--- Work instructions ---
Output the material beneath this task exactly, images excluded.
============================================================
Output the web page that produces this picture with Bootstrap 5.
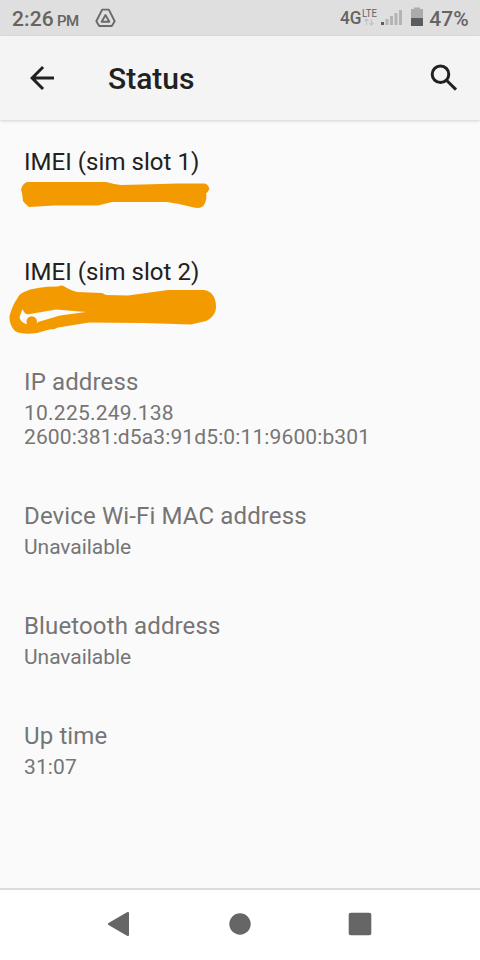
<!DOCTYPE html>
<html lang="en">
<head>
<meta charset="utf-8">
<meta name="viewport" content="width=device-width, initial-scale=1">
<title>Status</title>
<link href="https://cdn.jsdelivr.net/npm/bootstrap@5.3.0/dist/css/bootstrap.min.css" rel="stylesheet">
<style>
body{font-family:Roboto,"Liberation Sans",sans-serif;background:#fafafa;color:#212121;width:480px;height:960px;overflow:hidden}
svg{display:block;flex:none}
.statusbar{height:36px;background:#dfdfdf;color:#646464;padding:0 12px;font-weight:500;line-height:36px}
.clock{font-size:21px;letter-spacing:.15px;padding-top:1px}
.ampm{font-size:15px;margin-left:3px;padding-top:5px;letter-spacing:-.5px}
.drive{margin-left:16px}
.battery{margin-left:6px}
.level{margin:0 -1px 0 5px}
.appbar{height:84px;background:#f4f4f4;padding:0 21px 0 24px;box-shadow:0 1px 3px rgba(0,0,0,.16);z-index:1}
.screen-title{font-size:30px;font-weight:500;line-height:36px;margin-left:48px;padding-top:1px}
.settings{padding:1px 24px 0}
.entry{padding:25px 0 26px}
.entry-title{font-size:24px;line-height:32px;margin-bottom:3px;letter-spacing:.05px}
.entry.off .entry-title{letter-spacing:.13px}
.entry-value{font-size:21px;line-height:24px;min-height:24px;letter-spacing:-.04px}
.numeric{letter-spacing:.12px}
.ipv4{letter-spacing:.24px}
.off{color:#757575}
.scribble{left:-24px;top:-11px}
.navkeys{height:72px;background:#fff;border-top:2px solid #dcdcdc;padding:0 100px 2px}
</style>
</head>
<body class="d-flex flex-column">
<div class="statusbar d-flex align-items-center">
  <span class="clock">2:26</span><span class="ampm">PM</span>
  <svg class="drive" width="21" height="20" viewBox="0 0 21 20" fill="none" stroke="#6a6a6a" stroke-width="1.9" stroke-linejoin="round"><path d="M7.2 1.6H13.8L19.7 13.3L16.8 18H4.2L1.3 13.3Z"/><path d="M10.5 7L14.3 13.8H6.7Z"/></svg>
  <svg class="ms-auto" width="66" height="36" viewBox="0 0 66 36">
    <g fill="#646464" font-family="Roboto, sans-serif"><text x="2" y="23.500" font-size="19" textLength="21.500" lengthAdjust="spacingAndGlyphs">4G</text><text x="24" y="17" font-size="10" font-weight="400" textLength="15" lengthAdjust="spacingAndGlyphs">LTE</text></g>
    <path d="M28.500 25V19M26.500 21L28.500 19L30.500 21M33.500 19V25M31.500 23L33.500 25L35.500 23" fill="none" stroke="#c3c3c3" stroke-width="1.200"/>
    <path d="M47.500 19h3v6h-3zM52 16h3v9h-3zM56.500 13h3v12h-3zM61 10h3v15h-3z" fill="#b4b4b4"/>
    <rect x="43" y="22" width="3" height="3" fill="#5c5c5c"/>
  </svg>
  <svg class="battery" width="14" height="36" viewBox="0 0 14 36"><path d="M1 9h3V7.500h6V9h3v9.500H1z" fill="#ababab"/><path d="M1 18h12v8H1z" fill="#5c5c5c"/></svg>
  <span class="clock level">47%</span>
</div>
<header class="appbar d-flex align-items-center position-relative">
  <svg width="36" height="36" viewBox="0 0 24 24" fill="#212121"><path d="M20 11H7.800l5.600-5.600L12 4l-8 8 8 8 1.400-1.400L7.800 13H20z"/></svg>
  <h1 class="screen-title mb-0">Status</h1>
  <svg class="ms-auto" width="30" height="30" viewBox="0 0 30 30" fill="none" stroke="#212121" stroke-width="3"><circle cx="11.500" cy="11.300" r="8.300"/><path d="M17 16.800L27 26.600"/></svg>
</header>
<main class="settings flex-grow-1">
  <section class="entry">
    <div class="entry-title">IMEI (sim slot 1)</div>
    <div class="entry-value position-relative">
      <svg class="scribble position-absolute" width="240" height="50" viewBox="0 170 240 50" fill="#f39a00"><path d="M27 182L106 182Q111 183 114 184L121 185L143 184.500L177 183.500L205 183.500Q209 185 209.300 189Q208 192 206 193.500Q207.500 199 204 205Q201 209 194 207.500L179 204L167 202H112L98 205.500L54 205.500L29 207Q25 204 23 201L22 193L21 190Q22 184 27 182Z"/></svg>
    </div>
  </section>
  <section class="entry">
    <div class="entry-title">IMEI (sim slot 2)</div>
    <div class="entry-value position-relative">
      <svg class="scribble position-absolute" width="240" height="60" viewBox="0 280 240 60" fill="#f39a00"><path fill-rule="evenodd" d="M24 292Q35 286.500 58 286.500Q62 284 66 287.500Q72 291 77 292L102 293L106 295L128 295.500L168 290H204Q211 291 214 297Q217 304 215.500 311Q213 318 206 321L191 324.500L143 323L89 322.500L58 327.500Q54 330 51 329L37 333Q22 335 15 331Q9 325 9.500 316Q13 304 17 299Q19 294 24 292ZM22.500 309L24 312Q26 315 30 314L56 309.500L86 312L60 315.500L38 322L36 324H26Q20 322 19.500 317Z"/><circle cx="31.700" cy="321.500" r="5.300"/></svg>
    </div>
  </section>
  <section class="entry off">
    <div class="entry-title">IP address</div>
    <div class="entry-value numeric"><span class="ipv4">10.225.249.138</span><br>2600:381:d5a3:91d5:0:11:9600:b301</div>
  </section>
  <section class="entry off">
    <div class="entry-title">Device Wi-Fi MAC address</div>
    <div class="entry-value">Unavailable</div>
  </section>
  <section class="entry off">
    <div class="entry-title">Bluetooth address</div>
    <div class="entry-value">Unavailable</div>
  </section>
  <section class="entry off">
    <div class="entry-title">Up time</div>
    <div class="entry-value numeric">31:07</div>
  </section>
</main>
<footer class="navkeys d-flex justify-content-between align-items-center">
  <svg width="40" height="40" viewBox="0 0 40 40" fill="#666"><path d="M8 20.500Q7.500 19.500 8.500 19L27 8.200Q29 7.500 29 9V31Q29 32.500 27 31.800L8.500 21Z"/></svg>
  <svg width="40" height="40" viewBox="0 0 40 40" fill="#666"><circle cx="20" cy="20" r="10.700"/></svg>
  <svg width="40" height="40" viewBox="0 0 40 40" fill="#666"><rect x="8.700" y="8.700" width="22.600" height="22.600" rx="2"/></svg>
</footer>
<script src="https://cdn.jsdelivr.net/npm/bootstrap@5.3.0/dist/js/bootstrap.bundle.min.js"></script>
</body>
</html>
============================================================
--- Finished task ---
Output the web page that produces this picture with Bootstrap 5.
<!DOCTYPE html>
<html lang="en">
<head>
<meta charset="utf-8">
<meta name="viewport" content="width=device-width, initial-scale=1">
<title>Status</title>
<link href="https://cdn.jsdelivr.net/npm/bootstrap@5.3.0/dist/css/bootstrap.min.css" rel="stylesheet">
<style>
body{font-family:Roboto,"Liberation Sans",sans-serif;background:#fafafa;color:#212121;width:480px;height:960px;overflow:hidden}
svg{display:block;flex:none}
.statusbar{height:36px;background:#dfdfdf;color:#646464;padding:0 12px;font-weight:500;line-height:36px}
.clock{font-size:21px;letter-spacing:.15px;padding-top:1px}
.ampm{font-size:15px;margin-left:3px;padding-top:5px;letter-spacing:-.5px}
.drive{margin-left:16px}
.battery{margin-left:6px}
.level{margin:0 -1px 0 5px}
.appbar{height:84px;background:#f4f4f4;padding:0 21px 0 24px;box-shadow:0 1px 3px rgba(0,0,0,.16);z-index:1}
.screen-title{font-size:30px;font-weight:500;line-height:36px;margin-left:48px;padding-top:1px}
.settings{padding:1px 24px 0}
.entry{padding:25px 0 26px}
.entry-title{font-size:24px;line-height:32px;margin-bottom:3px;letter-spacing:.05px}
.entry.off .entry-title{letter-spacing:.13px}
.entry-value{font-size:21px;line-height:24px;min-height:24px;letter-spacing:-.04px}
.numeric{letter-spacing:.12px}
.ipv4{letter-spacing:.24px}
.off{color:#757575}
.scribble{left:-24px;top:-11px}
.navkeys{height:72px;background:#fff;border-top:2px solid #dcdcdc;padding:0 100px 2px}
</style>
</head>
<body class="d-flex flex-column">
<div class="statusbar d-flex align-items-center">
  <span class="clock">2:26</span><span class="ampm">PM</span>
  <svg class="drive" width="21" height="20" viewBox="0 0 21 20" fill="none" stroke="#6a6a6a" stroke-width="1.9" stroke-linejoin="round"><path d="M7.2 1.6H13.8L19.7 13.3L16.8 18H4.2L1.3 13.3Z"/><path d="M10.5 7L14.3 13.8H6.7Z"/></svg>
  <svg class="ms-auto" width="66" height="36" viewBox="0 0 66 36">
    <g fill="#646464" font-family="Roboto, sans-serif"><text x="2" y="23.500" font-size="19" textLength="21.500" lengthAdjust="spacingAndGlyphs">4G</text><text x="24" y="17" font-size="10" font-weight="400" textLength="15" lengthAdjust="spacingAndGlyphs">LTE</text></g>
    <path d="M28.500 25V19M26.500 21L28.500 19L30.500 21M33.500 19V25M31.500 23L33.500 25L35.500 23" fill="none" stroke="#c3c3c3" stroke-width="1.200"/>
    <path d="M47.500 19h3v6h-3zM52 16h3v9h-3zM56.500 13h3v12h-3zM61 10h3v15h-3z" fill="#b4b4b4"/>
    <rect x="43" y="22" width="3" height="3" fill="#5c5c5c"/>
  </svg>
  <svg class="battery" width="14" height="36" viewBox="0 0 14 36"><path d="M1 9h3V7.500h6V9h3v9.500H1z" fill="#ababab"/><path d="M1 18h12v8H1z" fill="#5c5c5c"/></svg>
  <span class="clock level">47%</span>
</div>
<header class="appbar d-flex align-items-center position-relative">
  <svg width="36" height="36" viewBox="0 0 24 24" fill="#212121"><path d="M20 11H7.800l5.600-5.600L12 4l-8 8 8 8 1.400-1.400L7.800 13H20z"/></svg>
  <h1 class="screen-title mb-0">Status</h1>
  <svg class="ms-auto" width="30" height="30" viewBox="0 0 30 30" fill="none" stroke="#212121" stroke-width="3"><circle cx="11.500" cy="11.300" r="8.300"/><path d="M17 16.800L27 26.600"/></svg>
</header>
<main class="settings flex-grow-1">
  <section class="entry">
    <div class="entry-title">IMEI (sim slot 1)</div>
    <div class="entry-value position-relative">
      <svg class="scribble position-absolute" width="240" height="50" viewBox="0 170 240 50" fill="#f39a00"><path d="M27 182L106 182Q111 183 114 184L121 185L143 184.500L177 183.500L205 183.500Q209 185 209.300 189Q208 192 206 193.500Q207.500 199 204 205Q201 209 194 207.500L179 204L167 202H112L98 205.500L54 205.500L29 207Q25 204 23 201L22 193L21 190Q22 184 27 182Z"/></svg>
    </div>
  </section>
  <section class="entry">
    <div class="entry-title">IMEI (sim slot 2)</div>
    <div class="entry-value position-relative">
      <svg class="scribble position-absolute" width="240" height="60" viewBox="0 280 240 60" fill="#f39a00"><path fill-rule="evenodd" d="M24 292Q35 286.500 58 286.500Q62 284 66 287.500Q72 291 77 292L102 293L106 295L128 295.500L168 290H204Q211 291 214 297Q217 304 215.500 311Q213 318 206 321L191 324.500L143 323L89 322.500L58 327.500Q54 330 51 329L37 333Q22 335 15 331Q9 325 9.500 316Q13 304 17 299Q19 294 24 292ZM22.500 309L24 312Q26 315 30 314L56 309.500L86 312L60 315.500L38 322L36 324H26Q20 322 19.500 317Z"/><circle cx="31.700" cy="321.500" r="5.300"/></svg>
    </div>
  </section>
  <section class="entry off">
    <div class="entry-title">IP address</div>
    <div class="entry-value numeric"><span class="ipv4">10.225.249.138</span><br>2600:381:d5a3:91d5:0:11:9600:b301</div>
  </section>
  <section class="entry off">
    <div class="entry-title">Device Wi-Fi MAC address</div>
    <div class="entry-value">Unavailable</div>
  </section>
  <section class="entry off">
    <div class="entry-title">Bluetooth address</div>
    <div class="entry-value">Unavailable</div>
  </section>
  <section class="entry off">
    <div class="entry-title">Up time</div>
    <div class="entry-value numeric">31:07</div>
  </section>
</main>
<footer class="navkeys d-flex justify-content-between align-items-center">
  <svg width="40" height="40" viewBox="0 0 40 40" fill="#666"><path d="M8 20.500Q7.500 19.500 8.500 19L27 8.200Q29 7.500 29 9V31Q29 32.500 27 31.800L8.500 21Z"/></svg>
  <svg width="40" height="40" viewBox="0 0 40 40" fill="#666"><circle cx="20" cy="20" r="10.700"/></svg>
  <svg width="40" height="40" viewBox="0 0 40 40" fill="#666"><rect x="8.700" y="8.700" width="22.600" height="22.600" rx="2"/></svg>
</footer>
<script src="https://cdn.jsdelivr.net/npm/bootstrap@5.3.0/dist/js/bootstrap.bundle.min.js"></script>
</body>
</html>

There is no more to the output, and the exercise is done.